32.1 Nonlinear Least Squares Interfaces (.NET, C#, CSharp, VB, Visual Basic, F#)
In NMath, classes which solve nonlinear least squares problems implement either the INonlinearLeastSqMinimizer interface or the IBoundedNonlinearLeastSqMinimizer interface.
The INonlinearLeastSqMinimizer interface provides the Minimize() method for minimizing a given function encapsulated as a DoubleMultiVariableFunction, an abstract class for representing a multivariable function. Instances override the Evaluate() method and, optionally, the Jacobian() method. If the Jacobian() method is not overriden, a central differences approximation is used to calculate the Jacobian.
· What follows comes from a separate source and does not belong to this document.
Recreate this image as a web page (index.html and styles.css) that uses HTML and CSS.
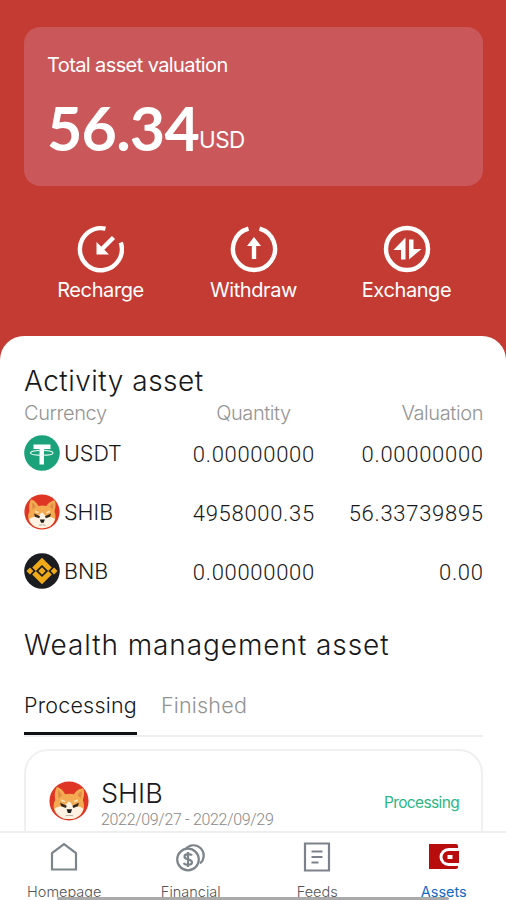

For example, this code encapsulates a function that has four input variables and twenty output variables:
Code Example – C# nonlinear least squares
public class MyFunction : DoubleMultiVariableFunction
{
DoubleVector yi = new DoubleVector( 20 );
DoubleVector ti = new DoubleVector( 20 );
DoubleVector p = new DoubleVector( 4 );
public MyFunction() : base(4, 20)
{
p[0] = -4;
p[1] = -5;
p[2] = 4;
p[3] = -4;
for ( int i = 0; i < yi.Length; i++ )
{
ti[i] = i;
yi[i] = p[2]*Math.Exp( p[0]*i ) + p[3]*Math.Exp( p[1]*i );
}
}
public override void Evaluate(DoubleVector x, ref DoubleVector y)
{
if ( x.Length != 4 || y.Length != 20 ) throw
new InvalidArgumentException( "bad length" );
for ( int i = 0; i < ti.Length; i++ )
{
y[i] = yi[i] - x[2] * Math.Exp( x[0] * ti[i] )
- x[3] * Math.Exp( x[1] * ti[i] );
}
}
}
Code Example – VB nonlinear least squares
Public Class MyFunction
Inherits DoubleMultiVariableFunction
Private YI As As New DoubleVector( 20 )
Private TI As New DoubleVector(20)
Private P As New DoubleVector(4)
Public Sub New()
MyBase.New(4, 20)
P(0) = -4
P(1) = -5
P(2) = 4
P(3) = -4
For I As Integer = 0 To YI.Length - 1
TI(I) = I
yi(I) = P(2) * Math.Exp(P(0) * I) + P(3) * Math.Exp(P(1) * I)
Next
End Sub
Public Overrides Sub Evaluate(X As DoubleVector,
ByRef Y As DoubleVector)
If X.Length <> 4 Or Y.Length <> 20 Then
Throw New InvalidArgumentException("bad length")
End If
For I As Integer = 0 To TI.Length - 1
Y(I) = yi(I) - X(2) * Math.Exp(X(0) * TI(I)) - X(3) *
Math.Exp(X(1) * TI(I))
Next
End Sub
End Class
The Minimize() method takes:
● the function to minimize, encapsulated as a DoubleMultiVariableFunction
● the starting point
The IBoundedNonlinearLeastSqMinimizer interface extends INonlinearLeastSqMinimizer to provide an overload of the Minimize() method which also accepts lower and upper linear bounds on the solution.
The Minimize() method returns the solution found by the minimization:
Code Example – C# nonlinear least squares
DoubleVector solution = minimizer.Minimize( f, start );
Code Example – VB nonlinear least squares
Dim Solution As DoubleVectorn = Minimizer.Minimize(F, Start)
Additional information about the last performed fit is available from properties in the INonlinearLeastSqMinimizer interface:
● InitialResidual gets the residual associated with the starting point.
● FinalResidual gets the residual associated with the last computed solution.
● Iterations gets the number of iterations used in the last computed solution.
● MaxIterations gets and sets the maximum number of iterations used in computing minima estimates.
● MaxIterationsMet returns true if the minimum just computed stopped because the maximum number of iterations was reached; otherwise, false.
For example:
Code Example – C# nonlinear least squares
double initialResidual = minimizer.InitialResidual;
double finalResidual = minimizer.FinalResidual;
int iterations = minimizer.Iterations;
Code Example – VB nonlinear least squares
Dim InitialResidual As Double = Minimizer.InitialResidual
Dim FinalResidual As Double = Minimizer.FinalResidual
Dim Iterations As Integer = Minimizer.Iterations
NMath provides two implementations of the nonlinear least squares interfaces:
● Class TrustRegionMinimizer (Section 32.2) solves both constrained and unconstrained nonlinear least squares problems using the Trust-Region method, and implements the IBoundedNonlinearLeastSqMinimizer interface.
● Class LevenbergMarquardtMinimizer (Section 32.3) solves nonlinear least squares problems using the Levenberg-Marquardt method, and implements the INonlinearLeastSqMinimizer interface.